Provided material:
╭──

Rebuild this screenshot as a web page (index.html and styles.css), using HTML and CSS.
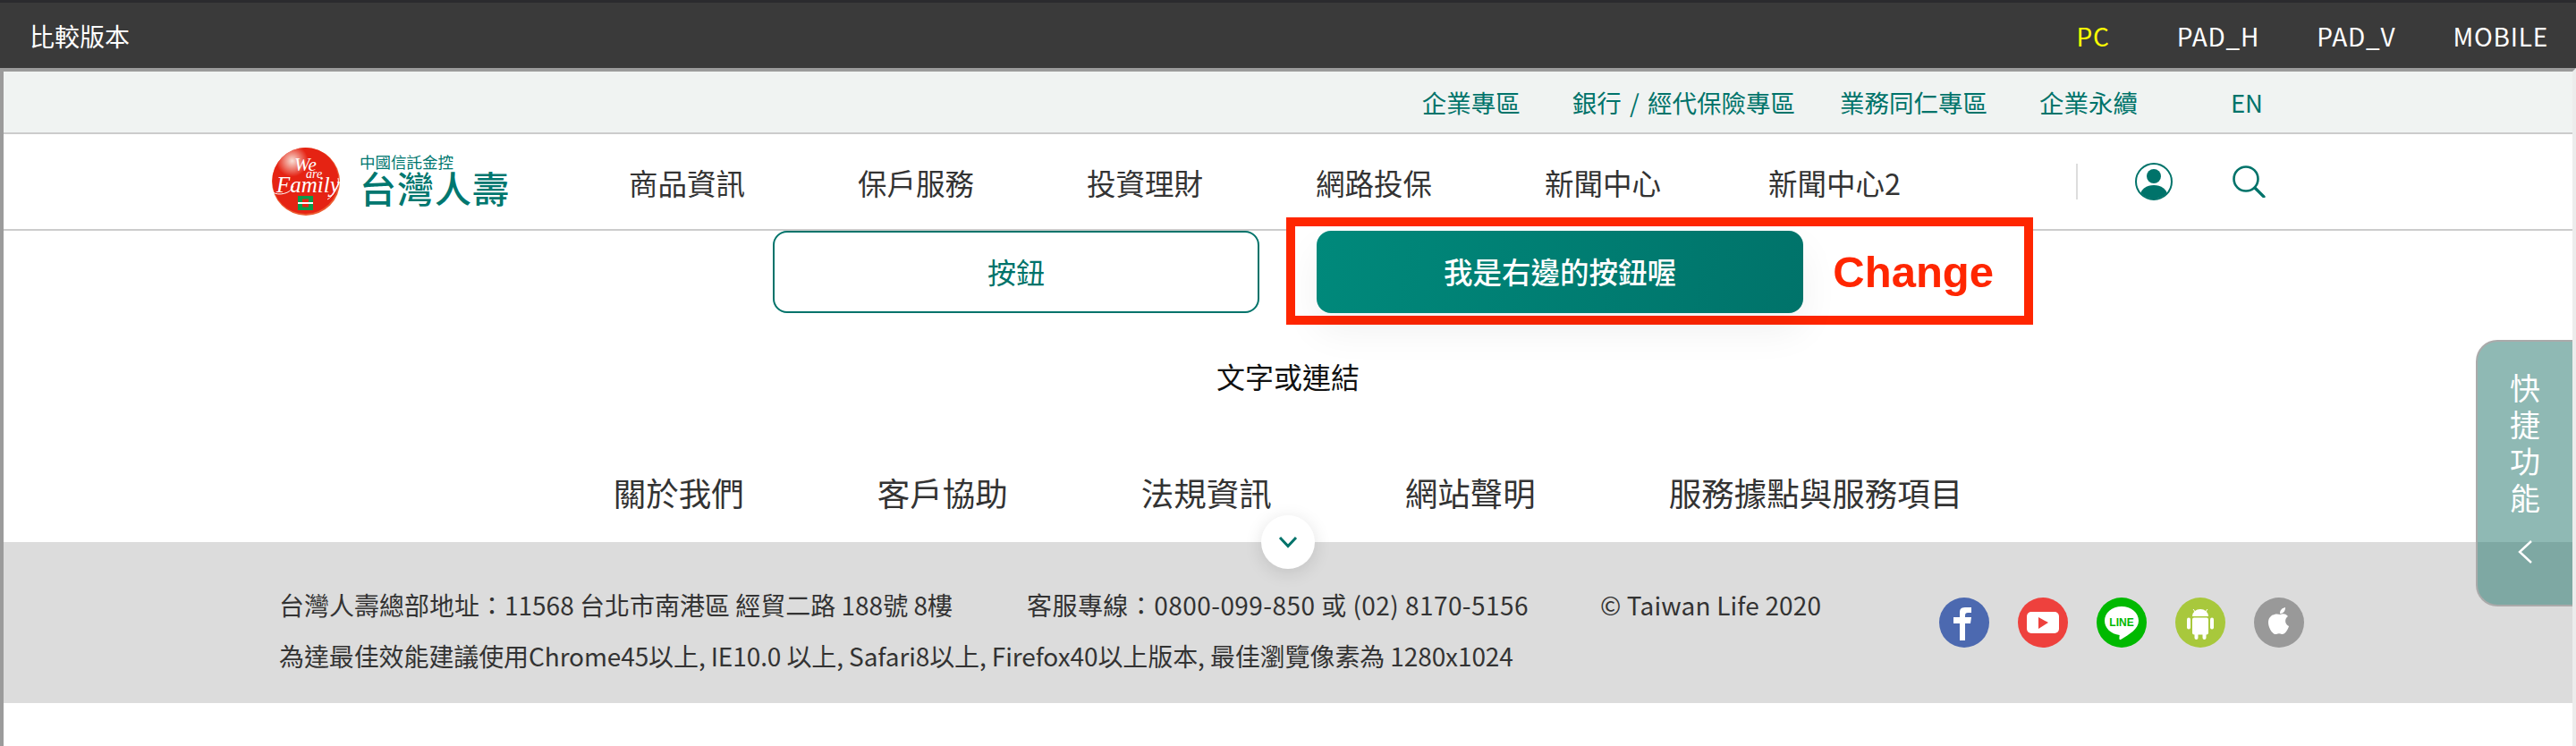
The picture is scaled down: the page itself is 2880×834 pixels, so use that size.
FILE: index.html
```html
<!DOCTYPE html>
<html lang="zh-Hant">
<head>
    <meta charset="UTF-8">
    <title>比較版本</title>
    <link rel="stylesheet" href="styles.css">
</head>
<body>
    <div class="compare-bar">
        <span class="compare-title">比較版本</span>
        <div class="compare-modes">
            <a class="active">PC</a>
            <a>PAD_H</a>
            <a>PAD_V</a>
            <a>MOBILE</a>
        </div>
    </div>
    <div class="frame">
        <div class="util-bar">
            <a>企業專區</a>
            <a class="gap-s">銀行 / 經代保險專區</a>
            <a>業務同仁專區</a>
            <a>企業永續</a>
            <a class="gap-l">EN</a>
        </div>
        <header class="site-header">
            <a class="logo">
                <svg class="logo-mark" viewBox="0 0 76 76">
                    <defs>
                        <radialGradient id="shine" cx="0.3" cy="0.2" r="0.24">
                            <stop offset="0" stop-color="#f8e0d6"/>
                            <stop offset="1" stop-color="#e52313"/>
                        </radialGradient>
                    </defs>
                    <circle cx="38" cy="38" r="38" fill="#ec5a30"/>
                    <circle cx="37.500" cy="37" r="37" fill="url(#shine)"/>
                    <text class="logo-script"><tspan x="25" y="26" font-size="21">We</tspan><tspan x="38" y="34" font-size="14">are</tspan><tspan x="5" y="50" font-size="25">Family</tspan></text>
                    <path d="M1 50c6 4 20 2 23-7M74 34c2 8-5 20-12 24" fill="none" stroke="#fff" stroke-width="1"/>
                    <rect x="29" y="54" width="17" height="16" fill="#0a9a4a"/>
                    <rect x="34" y="57.500" width="7" height="9" fill="#e52313"/>
                    <rect x="29" y="61" width="17" height="2" fill="#fff"/>
                </svg>
                <span class="logo-text">
                    <span class="logo-small">中國信託金控</span>
                    <span class="logo-big">台灣人壽</span>
                </span>
            </a>
            <nav class="main-nav">
                <a>商品資訊</a>
                <a>保戶服務</a>
                <a>投資理財</a>
                <a>網路投保</a>
                <a>新聞中心</a>
                <a class="nav-last">新聞中心2</a>
            </nav>
            <div class="header-icons">
                <svg class="icon-user" viewBox="0 0 42 42">
                    <defs>
                        <clipPath id="userClip"><circle cx="21" cy="21" r="19.500"/></clipPath>
                    </defs>
                    <circle cx="21" cy="21" r="20" fill="none" stroke="#00736a" stroke-width="2"/>
                    <circle cx="21" cy="15" r="8" fill="#00736a"/>
                    <ellipse cx="21" cy="36" rx="15" ry="11" fill="#00736a" clip-path="url(#userClip)"/>
                </svg>
                <svg class="icon-search" viewBox="0 0 37 36">
                    <circle cx="15" cy="15" r="13.500" fill="none" stroke="#00736a" stroke-width="2.600"/>
                    <path d="M25 25l10 10" fill="none" stroke="#00736a" stroke-width="3.200" stroke-linecap="round"/>
                </svg>
            </div>
        </header>
        <main class="content">
            <div class="btn-row">
                <a class="btn btn-outline">按鈕</a>
                <a class="btn btn-solid">我是右邊的按鈕喔</a>
                <div class="change-box">Change</div>
            </div>
            <a class="text-link">文字或連結</a>
            <nav class="footer-nav">
                <a>關於我們</a>
                <a>客戶協助</a>
                <a>法規資訊</a>
                <a>網站聲明</a>
                <a>服務據點與服務項目</a>
            </nav>
        </main>
        <footer class="site-footer">
            <a class="footer-toggle">
                <svg viewBox="0 0 22 14" width="22" height="14">
                    <path d="M2 2l9 9.500L20 2" fill="none" stroke="#00736a" stroke-width="3"/>
                </svg>
            </a>
            <div class="footer-info">
                <div class="footer-line">
                    <span class="addr">台灣人壽總部地址：11568 台北市南港區 經貿二路 188號 8樓</span>
                    <span class="phone">客服專線：0800-099-850 或 (02) 8170-5156</span>
                    <span class="copy">© Taiwan Life 2020</span>
                </div>
                <div class="footer-line footer-note">為達最佳效能建議使用Chrome45以上, IE10.0 以上, Safari8以上, Firefox40以上版本, 最佳瀏覽像素為 1280x1024</div>
            </div>
            <div class="social">
                <svg viewBox="0 0 56 56">
                    <circle cx="28" cy="28" r="28" fill="#4c69b0"/>
                    <path d="M23 48V29h-7v-7h7v-5c0-7 4-6 13-6v6h-4c-2 0-3 1-3 3v2h7l-1 7h-6v19z" fill="#fff"/>
                </svg>
                <svg viewBox="0 0 56 56">
                    <circle cx="28" cy="28" r="28" fill="#ee413d"/>
                    <rect x="10" y="16" width="36" height="24" rx="5" fill="#fff"/>
                    <path d="M23 22l11 6-11 7z" fill="#ee413d"/>
                </svg>
                <svg viewBox="0 0 56 56">
                    <circle cx="28" cy="28" r="28" fill="#00b900"/>
                    <path d="M28 10c11 0 19 7 19 16 0 9-10 15-20 21-1 .5-2 0-1.500-3l.2-2C16 41 9 34 9 26c0-9 8-16 19-16z" fill="#fff"/>
                    <text class="line-word" x="28" y="32" text-anchor="middle">LINE</text>
                </svg>
                <svg viewBox="0 0 56 56">
                    <circle cx="28" cy="28" r="28" fill="#a8c83c"/>
                    <path d="M19 21a9 8 0 0 1 18 0z" fill="#fff"/>
                    <path d="M20 13l3 4M36 13l-3 4" stroke="#fff" stroke-width="1"/>
                    <rect x="19" y="22.500" width="18" height="19" rx="2" fill="#fff"/>
                    <rect x="13" y="22.500" width="4" height="13" rx="2" fill="#fff"/>
                    <rect x="39" y="22.500" width="4" height="13" rx="2" fill="#fff"/>
                    <rect x="21.500" y="38" width="4" height="9" rx="2" fill="#fff"/>
                    <rect x="30.500" y="38" width="4" height="9" rx="2" fill="#fff"/>
                </svg>
                <svg viewBox="0 0 56 56">
                    <circle cx="28" cy="28" r="28" fill="#999"/>
                    <path d="M29 19c3-1 6-1.500 9 2-4 2.500-4 9 1 11-1 4-5 10-8 9-2-1-4-1-6 0-4 1-9-7-9-13 0-8 8-11 13-9zM29 18c0-4 2-6 6-7 0 4-2 7-6 7z" fill="#fff"/>
                </svg>
            </div>
        </footer>
    </div>
    <aside class="quick-panel">
        <span class="quick-label">快捷功能</span>
        <svg class="quick-arrow" viewBox="0 0 18 28" width="18" height="28">
            <path d="M16 2L3 14l13 12" fill="none" stroke="#fff" stroke-width="2.400"/>
        </svg>
    </aside>
</body>
</html>
```

FILE: styles.css
```css
body {
    margin: 0;
    background-color: #fff;
    color: #333;
    font-family: "Noto Sans CJK TC", "Noto Sans", sans-serif;
    height: 834px;
    overflow: hidden;
}
a {
    color: inherit;
    text-decoration: none;
}

/* compare bar */
.compare-bar {
    height: 73px;
    border-top: 3px solid #2b2b2e;
    background-color: #3a3a3a;
    color: #fff;
    font-size: 28px;
    display: flex;
    justify-content: space-between;
    align-items: center;
    padding: 0 31px 0 33px;
}
.compare-modes {
    display: flex;
    gap: 64px;
}
.compare-modes a {
    letter-spacing: 0.8px;
}
.compare-modes .active {
    color: #ff0;
    margin-right: 11px;
}

/* frame */
.frame {
    height: 754px;
    border-top: 4px solid #9b9b9b;
    border-left: 4px solid #9b9b9b;
    border-right: 4px solid #ececec;
}
.util-bar {
    height: 68px;
    background-color: #f0f3f2;
    border-bottom: 2px solid #ccc;
    color: #00736a;
    font-size: 27.500px;
    display: flex;
    justify-content: flex-end;
    align-items: center;
    gap: 58px;
    padding-right: 346px;
}
.util-bar .gap-s {
    margin-right: -8px;
    word-spacing: 3px;
}
.util-bar .gap-l {
    margin-left: 46px;
}
.site-header {
    height: 106px;
    border-bottom: 2px solid #ccc;
    display: flex;
    align-items: center;
    padding-left: 300px;
}
.logo {
    display: flex;
    align-items: center;
    gap: 22px;
    width: 399px;
}
.logo-mark {
    width: 76px;
    height: 76px;
}
.logo-script {
    fill: #fff;
    font-family: "Liberation Serif", serif;
    font-style: italic;
}
.logo-text {
    display: flex;
    flex-direction: column;
    color: #00776f;
    line-height: 1;
    margin-bottom: 4px;
}
.logo-small {
    font-size: 17.500px;
}
.logo-big {
    font-size: 41px;
    font-weight: 500;
    letter-spacing: 1px;
}
.main-nav {
    display: flex;
    gap: 126px;
    font-size: 32.500px;
}
.main-nav .nav-last {
    margin-left: -6px;
}
.header-icons {
    display: flex;
    align-items: center;
    border-left: 2px solid #ddd;
    height: 40px;
    margin-left: 196px;
    padding-left: 64px;
    gap: 67px;
}
.icon-user {
    width: 42px;
    height: 42px;
}
.icon-search {
    width: 37px;
    height: 36px;
}

/* content */
.content {
    display: flex;
    flex-direction: column;
    align-items: center;
}
.btn-row {
    position: relative;
    display: flex;
    gap: 64px;
}
.btn {
    box-sizing: border-box;
    width: 544px;
    height: 92px;
    padding-bottom: 3px;
    border-radius: 16px;
    font-size: 32px;
    display: flex;
    align-items: center;
    justify-content: center;
}
.btn-outline {
    border: 2px solid #00736a;
    color: #00736a;
}
.btn-solid {
    position: relative;
    z-index: 2;
    background: linear-gradient(100deg, #00897b, #00736a);
    color: #fff;
    font-size: 32.500px;
    font-weight: 500;
    box-shadow: 0 20px 44px rgba(0, 0, 0, 0.06);
}
.change-box {
    position: absolute;
    z-index: 1;
    box-sizing: border-box;
    top: -15px;
    left: 574px;
    width: 835px;
    height: 120px;
    border: 10px solid #ff2600;
    background-color: #fff;
    color: #ff2600;
    font-family: "Liberation Sans", Arial, sans-serif;
    font-size: 49px;
    font-weight: bold;
    text-align: right;
    line-height: 103px;
    padding-right: 34px;
}
.text-link {
    margin-top: 47px;
    font-size: 32px;
    line-height: 46px;
    color: #111;
}
.footer-nav {
    display: flex;
    gap: 149px;
    margin-top: 82px;
    font-size: 36.500px;
    line-height: 52px;
    height: 81px;
}

/* footer */
.site-footer {
    position: relative;
    box-sizing: border-box;
    height: 180px;
    background-color: #dcdcdc;
    display: flex;
    padding: 50px 0 0 308px;
    font-size: 28px;
    color: #333;
}
.footer-toggle {
    position: absolute;
    top: -30px;
    left: 1406px;
    width: 60px;
    height: 60px;
    border-radius: 50%;
    background-color: #fff;
    box-shadow: 0 4px 20px rgba(0, 0, 0, 0.12);
    display: flex;
    align-items: center;
    justify-content: center;
}
.footer-info {
    width: 1856px;
}
.footer-line {
    display: flex;
    height: 57px;
    line-height: 40px;
}
.footer-note {
    letter-spacing: -0.1px;
}
.addr {
    width: 836px;
}
.phone {
    width: 641px;
    letter-spacing: 0.45px;
}
.copy {
    letter-spacing: 0.15px;
}
.social {
    display: flex;
    gap: 32px;
    margin-top: 12px;
    align-items: flex-start;
}
.social svg {
    width: 56px;
    height: 56px;
}
.line-word {
    fill: #00b900;
    font-family: "Liberation Sans", sans-serif;
    font-size: 12px;
    font-weight: bold;
}

/* quick panel lies over the page */
.quick-panel {
    position: absolute;
    top: 380px;
    right: 4px;
    box-sizing: border-box;
    width: 108px;
    height: 298px;
    border: 2px solid #aaa;
    border-right: 0;
    border-radius: 24px 0 0 24px;
    background-color: rgba(31, 115, 105, 0.5);
    color: #fff;
    display: flex;
    flex-direction: column;
    align-items: center;
    padding-top: 30px;
}
.quick-label {
    width: 34px;
    font-size: 34px;
    line-height: 41px;
    text-align: center;
}
.quick-arrow {
    margin-top: 27px;
}
```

╰──

Exercise prompt: Pull out all lines containing "index".

In response:
Rebuild this screenshot as a web page (index.html and styles.css), using HTML and CSS.
FILE: index.html
    z-index: 2;
    z-index: 1;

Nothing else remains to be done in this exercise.